#### EXERCISE GOAL:
Every line of the material is to be quoted verbatim, minus the pictures.

#### SOURCE EXCERPT:

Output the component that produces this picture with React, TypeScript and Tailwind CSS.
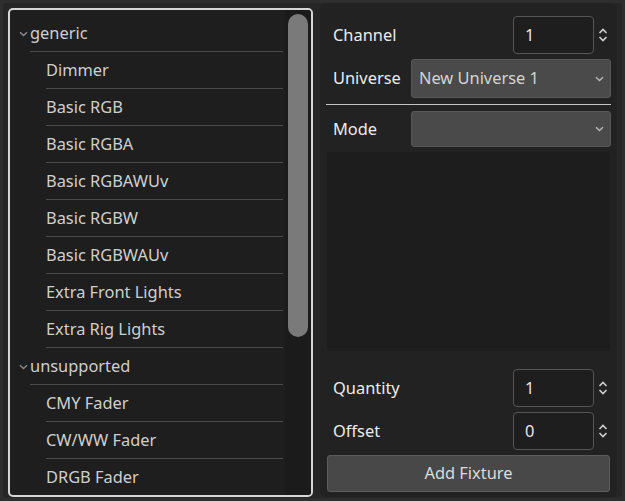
import React from "react";

const groups = [
  {
    name: "generic",
    items: [
      "Dimmer",
      "Basic RGB",
      "Basic RGBA",
      "Basic RGBAWUv",
      "Basic RGBW",
      "Basic RGBWAUv",
      "Extra Front Lights",
      "Extra Rig Lights",
    ],
  },
  {
    name: "unsupported",
    items: ["CMY Fader", "CW/WW Fader", "DRGB Fader"],
  },
];

function Chevron({ className = "" }: { className?: string }) {
  return (
    <svg width="9" height="6" viewBox="0 0 9 6" className={className}>
      <path d="M1 1.2 L4.5 4.6 L8 1.2" fill="none" stroke="currentColor" strokeWidth="1.4" />
    </svg>
  );
}

function SpinArrows() {
  return (
    <svg width="10" height="16" viewBox="0 0 10 16" className="text-[#d0d0d0]">
      <path d="M1.5 6 L5 2.5 L8.5 6" fill="none" stroke="currentColor" strokeWidth="1.6" />
      <path d="M1.5 10 L5 13.5 L8.5 10" fill="none" stroke="currentColor" strokeWidth="1.6" />
    </svg>
  );
}

function SpinBox({ value }: { value: string }) {
  return (
    <div className="flex items-center gap-[4px]">
      <div className="flex h-[38px] w-[81px] items-center rounded-[4px] border border-[#555] bg-[#1e1e1e] px-[11px] text-[#e6e6e6]">
        {value}
      </div>
      <SpinArrows />
    </div>
  );
}

function Select({ value, height }: { value: string; height: string }) {
  return (
    <div
      className={`flex ${height} w-[200px] items-center justify-between rounded-[3px] border border-[#575757] bg-[#4a4a4a] pl-[7px] pr-[6px] text-[#d4d4d4]`}
    >
      <span>{value}</span>
      <Chevron className="text-[#b8b8b8]" />
    </div>
  );
}

export default function App() {
  return (
    <div
      className="h-[501px] w-[625px] overflow-hidden bg-[#2e2e2e] p-[3px] text-[16.4px]"
      style={{ fontFamily: '"Noto Sans", "Open Sans", sans-serif' }}
    >
      <div className="flex h-[495px] rounded-[4px] bg-[#262626]">
        {/* fixture tree */}
        <div className="ml-[5px] mt-[5px] flex h-[489px] w-[305px] overflow-hidden rounded-[5px] border-2 border-[#d6d6d6] bg-[#1e1e1e]">
          <div className="mt-[5px] w-[273px] shrink-0">
            {groups.map((g) => (
              <div key={g.name}>
                <div className="flex h-[37px] items-center">
                  <div className="flex w-[20px] justify-end pr-[2px] pt-[1px]">
                    <Chevron className="text-[#8a8a8a]" />
                  </div>
                  <div className="flex h-full flex-1 items-center border-b border-[#4a4a4a] text-[#cfcfcf]">
                    {g.name}
                  </div>
                </div>
                {g.items.map((it) => (
                  <div key={it} className="ml-[36px] flex h-[37px] items-center border-b border-[#4a4a4a] text-[#cfcfcf]">
                    {it}
                  </div>
                ))}
              </div>
            ))}
          </div>
          <div className="ml-[2px] flex w-[26px] justify-center bg-[#1b1b1b] pt-[4px]">
            <div className="h-[323px] w-[20px] rounded-full bg-[#7a7a7a]" />
          </div>
        </div>

        {/* properties */}
        <div className="ml-[7px] flex h-[494px] w-[297px] flex-col rounded-[6px] bg-[#222222] px-[6px] pt-[13px] text-[#ececec]">
          <div className="flex items-center justify-between pl-[7px] pr-[3px]">
            <span>Channel</span>
            <SpinBox value="1" />
          </div>
          <div className="mt-[5px] flex items-center justify-between pl-[7px]">
            <span>Universe</span>
            <Select value="New Universe 1" height="h-[39px]" />
          </div>
          <div className="mt-[6px] h-[1px] bg-[#c4c4c4]" />
          <div className="mt-[6px] flex items-center justify-between pl-[7px]">
            <span>Mode</span>
            <Select value="" height="h-[36px]" />
          </div>
          <div className="ml-[1px] mr-[1px] mt-[5px] h-[199px] rounded-[4px] bg-[#1d1d1d]" />
          <div className="mt-[18px] flex items-center justify-between pl-[7px] pr-[3px]">
            <span>Quantity</span>
            <SpinBox value="1" />
          </div>
          <div className="mt-[5px] flex items-center justify-between pl-[7px] pr-[3px]">
            <span>Offset</span>
            <SpinBox value="0" />
          </div>
          <div className="ml-[1px] mr-[1px] mt-[5px] flex h-[37px] items-center justify-center rounded-[3px] border border-[#5c5c5c] bg-[#484848] text-[#dcdcdc]">
            Add Fixture
          </div>
        </div>
      </div>
    </div>
  );
}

#### EXERCISE OUTPUT:
Output the component that produces this picture with React, TypeScript and Tailwind CSS.
import React from "react";

const groups = [
  {
    name: "generic",
    items: [
      "Dimmer",
      "Basic RGB",
      "Basic RGBA",
      "Basic RGBAWUv",
      "Basic RGBW",
      "Basic RGBWAUv",
      "Extra Front Lights",
      "Extra Rig Lights",
    ],
  },
  {
    name: "unsupported",
    items: ["CMY Fader", "CW/WW Fader", "DRGB Fader"],
  },
];

function Chevron({ className = "" }: { className?: string }) {
  return (
    <svg width="9" height="6" viewBox="0 0 9 6" className={className}>
      <path d="M1 1.2 L4.5 4.6 L8 1.2" fill="none" stroke="currentColor" strokeWidth="1.4" />
    </svg>
  );
}

function SpinArrows() {
  return (
    <svg width="10" height="16" viewBox="0 0 10 16" className="text-[#d0d0d0]">
      <path d="M1.5 6 L5 2.5 L8.5 6" fill="none" stroke="currentColor" strokeWidth="1.6" />
      <path d="M1.5 10 L5 13.5 L8.5 10" fill="none" stroke="currentColor" strokeWidth="1.6" />
    </svg>
  );
}

function SpinBox({ value }: { value: string }) {
  return (
    <div className="flex items-center gap-[4px]">
      <div className="flex h-[38px] w-[81px] items-center rounded-[4px] border border-[#555] bg-[#1e1e1e] px-[11px] text-[#e6e6e6]">
        {value}
      </div>
      <SpinArrows />
    </div>
  );
}

function Select({ value, height }: { value: string; height: string }) {
  return (
    <div
      className={`flex ${height} w-[200px] items-center justify-between rounded-[3px] border border-[#575757] bg-[#4a4a4a] pl-[7px] pr-[6px] text-[#d4d4d4]`}
    >
      <span>{value}</span>
      <Chevron className="text-[#b8b8b8]" />
    </div>
  );
}

export default function App() {
  return (
    <div
      className="h-[501px] w-[625px] overflow-hidden bg-[#2e2e2e] p-[3px] text-[16.4px]"
      style={{ fontFamily: '"Noto Sans", "Open Sans", sans-serif' }}
    >
      <div className="flex h-[495px] rounded-[4px] bg-[#262626]">
        {/* fixture tree */}
        <div className="ml-[5px] mt-[5px] flex h-[489px] w-[305px] overflow-hidden rounded-[5px] border-2 border-[#d6d6d6] bg-[#1e1e1e]">
          <div className="mt-[5px] w-[273px] shrink-0">
            {groups.map((g) => (
              <div key={g.name}>
                <div className="flex h-[37px] items-center">
                  <div className="flex w-[20px] justify-end pr-[2px] pt-[1px]">
                    <Chevron className="text-[#8a8a8a]" />
                  </div>
                  <div className="flex h-full flex-1 items-center border-b border-[#4a4a4a] text-[#cfcfcf]">
                    {g.name}
                  </div>
                </div>
                {g.items.map((it) => (
                  <div key={it} className="ml-[36px] flex h-[37px] items-center border-b border-[#4a4a4a] text-[#cfcfcf]">
                    {it}
                  </div>
                ))}
              </div>
            ))}
          </div>
          <div className="ml-[2px] flex w-[26px] justify-center bg-[#1b1b1b] pt-[4px]">
            <div className="h-[323px] w-[20px] rounded-full bg-[#7a7a7a]" />
          </div>
        </div>

        {/* properties */}
        <div className="ml-[7px] flex h-[494px] w-[297px] flex-col rounded-[6px] bg-[#222222] px-[6px] pt-[13px] text-[#ececec]">
          <div className="flex items-center justify-between pl-[7px] pr-[3px]">
            <span>Channel</span>
            <SpinBox value="1" />
          </div>
          <div className="mt-[5px] flex items-center justify-between pl-[7px]">
            <span>Universe</span>
            <Select value="New Universe 1" height="h-[39px]" />
          </div>
          <div className="mt-[6px] h-[1px] bg-[#c4c4c4]" />
          <div className="mt-[6px] flex items-center justify-between pl-[7px]">
            <span>Mode</span>
            <Select value="" height="h-[36px]" />
          </div>
          <div className="ml-[1px] mr-[1px] mt-[5px] h-[199px] rounded-[4px] bg-[#1d1d1d]" />
          <div className="mt-[18px] flex items-center justify-between pl-[7px] pr-[3px]">
            <span>Quantity</span>
            <SpinBox value="1" />
          </div>
          <div className="mt-[5px] flex items-center justify-between pl-[7px] pr-[3px]">
            <span>Offset</span>
            <SpinBox value="0" />
          </div>
          <div className="ml-[1px] mr-[1px] mt-[5px] flex h-[37px] items-center justify-center rounded-[3px] border border-[#5c5c5c] bg-[#484848] text-[#dcdcdc]">
            Add Fixture
          </div>
        </div>
      </div>
    </div>
  );
}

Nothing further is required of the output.